The Senate Intelligence Committee’s newly passed controversial cybersecurity measure is designed to help companies fight cyber attacks by persuading businesses to share more digital data with the government and each other. However, there is a catch 22. Critics claim it causes a loss of privacy, while the government aims to grant liability protections to companies which share data. The committee’s next steps are to bring the bill to the Senate floor for a vote, which could take place shortly after recess ends in April.
This bill may be justified, as PwC research demonstrates. The study, conducted in partnership with CIO and SCO magazines, finds that average financial losses due to cyber attacks by U.S. mid-market companies in 2014 have reached $1.8 million. The top two security breaches include exploitation of data and IT systems, while the hackers’ top acts are compromising employee and customer records.
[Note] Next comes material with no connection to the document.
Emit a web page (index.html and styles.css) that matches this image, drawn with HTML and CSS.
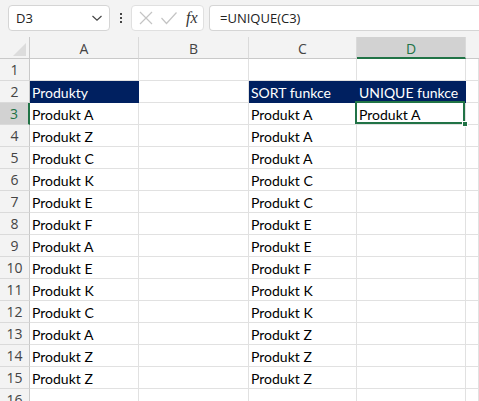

Smaller firms are taking note and stepping up their game. A 2014 Travelers Cos. Inc. analysis finds their risk strategies are beginning to equal, if not surpass, those of larger companies.
But this doesn’t come without challenges. Channelworld reports that major obstacles include the cost of developing cybersecurity measures, the inherent limits of relying on technology and employing a stable of well-trained security experts. This latter hurdle could be elusive, as Channel Dynamics Co-Founder and Director, Cam Wayland, says in Channelworld, firms “may only have one security analyst or specialist.”
Whether businesses rely on the cybersecurity bill or their own risk-mitigating programs and well-trained experts to protect their data, they’ll face high costs. No matter what, companies that think they’re too small to be hit by a cyber attack ought to think twice before their bottom line takes a hit.